Namun, baik istri maupun
suami mempunyai kesadaran tersendiri dalam melakukan tugas dan tanggung
jawabnya, Tanpa menyalahkan hal yang sudah menjadi kodratnya, yang dimana
kodrat tidak bisa di rubah seperti
kepala keluarga menjadi pemimpin, imam, dan pembimbing untuk istri dan
anak-anaknya, dan seorang istri sebagai makmum yang harus mentaati dan mematuhi
serta menerima bimbingan dari seorang pemimpin atau imam.

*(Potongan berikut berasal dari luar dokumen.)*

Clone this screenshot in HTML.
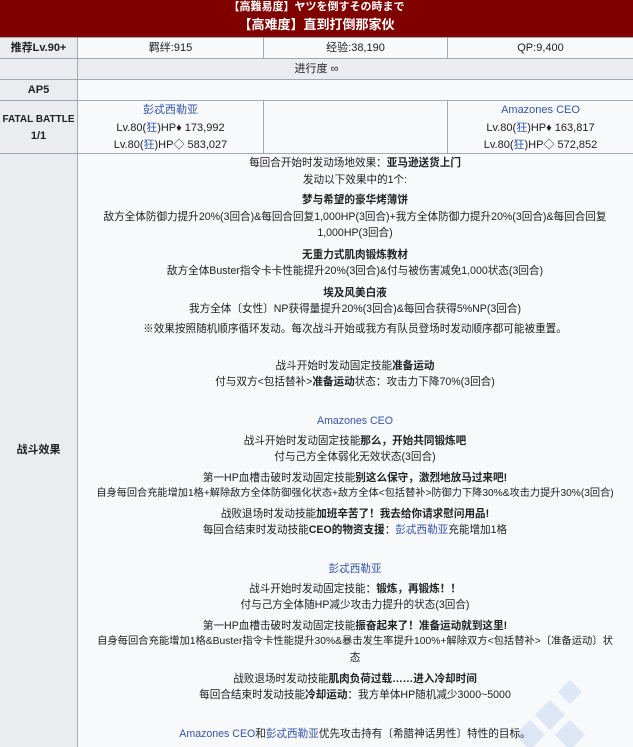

Hal ini juga sejalan dengan Hukum Positif yang ada di Indonesia karena dalam
Undang-Undang Nomor 1 Tahun 1974 yang terdapat dalam BAB VI HAK dan KEWAJIBAN
SUAMI ISTRI pada Pasal 31 ayat (1) bahwa “ Hak dan Kedudukan istri adalah
seimbang dengan hak dan kedudukan suami dalam kehidupan rumah tangga dan
pergaulan hidup bersama dalam masyarakat”.
Jadi,
baik normalitas maupun permasalahan mengenai Rekognisi Nilai Kesetaraan Dalam
Keluarga (Antara Suami Dan Istri) ini sejalan dan sesuai dengan realita dan
Hukum Positif yang berlaku di Indonesia.